On the other hand, what you are describing is an inorganic, manipulative imposition from outside of this will. It is determined, and I think intentionally so, to break down the processes by which real culture is established, replacing it with the fragmentation you're feeling, so that you consume, and believe that by consuming you are participating in the greater collective will, thereby transcending yourself. But you are not, it's just an imitation of true transcendence. And here's a bonus, by breaking down your sense of self and community and connection to a higher power, the powers that be make you both easier to sell something to and easier to control, hence government close relationship to the capitalist agenda.
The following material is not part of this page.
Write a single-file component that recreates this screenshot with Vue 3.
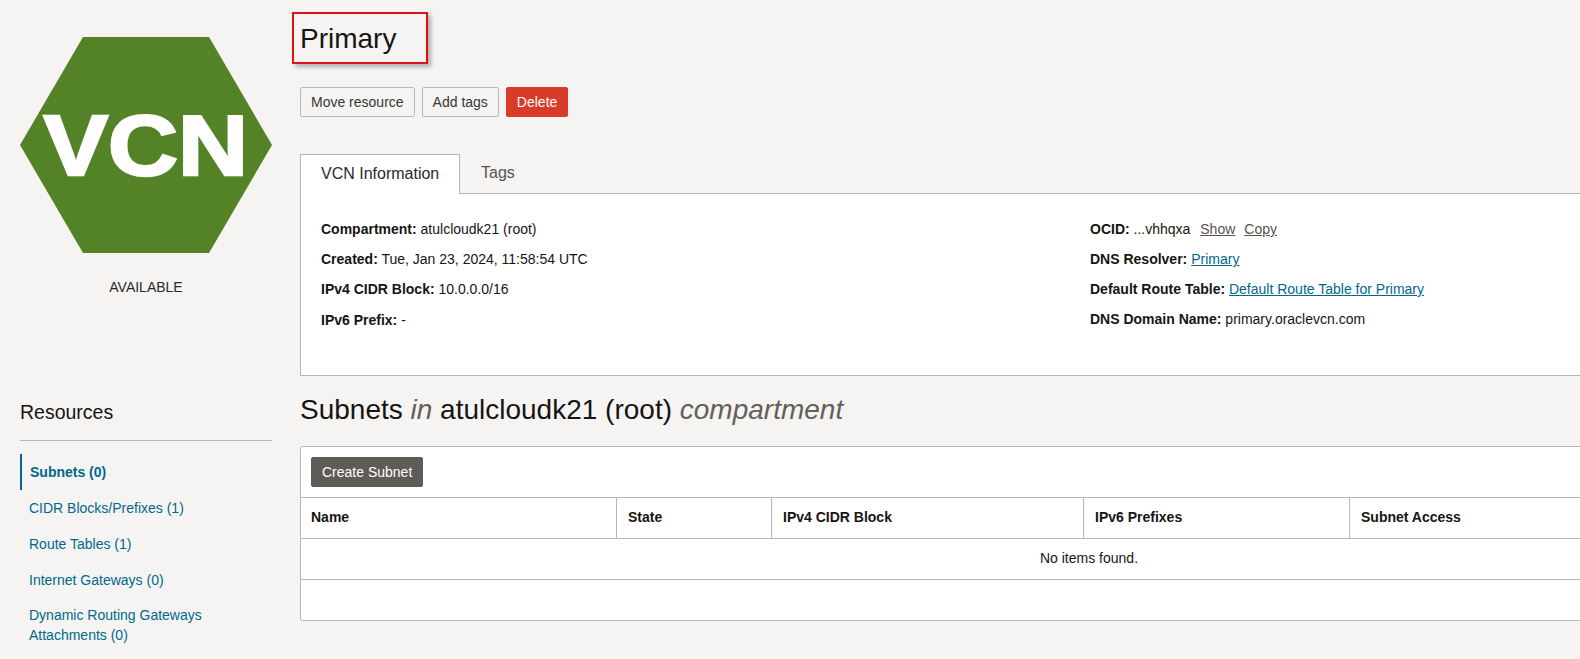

Capitalism has replaced culture with a doppelgänger that has no name. And at least here in America, the odds that true culture will be revitalized anytime soon is not likely. The arts hardly get any funding, and thanks to a healthcare system that works only for those who buy into the capitalist agenda, anybody that wants to make something true and good risks poverty and poor health. Like everything else we consume, I suppose we'll have to import our culture from abroad.

Anyway, I've had a bunch of coffee, so I don't know how much of this I'll actually stand by tomorrow. It's just something that struck me while reading your post, that we either have no culture, or we have a culture of nothingness. The real kick of it is that I've been trying FOR WEEKS to write something that even comes close to articulating my feelings about children's books so I can comment on your earlier post, but alas. There's just too much there. Maybe I'll get another latte tomorrow and give it a fifth shot...

Veronica . . . said...

You have a point Zack. Kristeva actually says that we are the only society (the "Western World" homogenized) to not have a culture per say. In place of traditional culture we have consumerism. That would be why one mega city looks like the next, no matter what country.

I was thinking more culture in terms of man-made facets of life. But in a more specific sense, there's good culture. Then there's ... anti-culture? No idea.

Anonymous said...

I think you're right: the Psalmist would fight for the discovery of him/herself again. This is an excellent piece of recognizing the conflict of a being in the world – a world toward which I can never know wholly or holy.

When I say this, I don't mean because we're Christians. I mean that I cannot wholly know the world or sync with it because I'm human. I think St. Paul might call this longsuffering; but I'll go with the OT and battle the fiery angels and will of God, or the will of culture, as I'm not sure which is which.

rabble, rabble, rabble...

amanda + daniel said...

i think i agree too. your words are a breath of fresh air. thanks.

amber said...

I like the tension between this post's reference to the Psalmist being rescued from the "land of silence" and your last post, which spoke of meaningful silence. The empty white noise of fragmentation versus silence that fills and sustains.

Anonymous said...

I just had to say I really appreciated this post - and I have some further thoughts along the lines you, Kristeva and the Psalmist have set out...but no time at the moment to put them down. But I did want to say I really appreciated this post.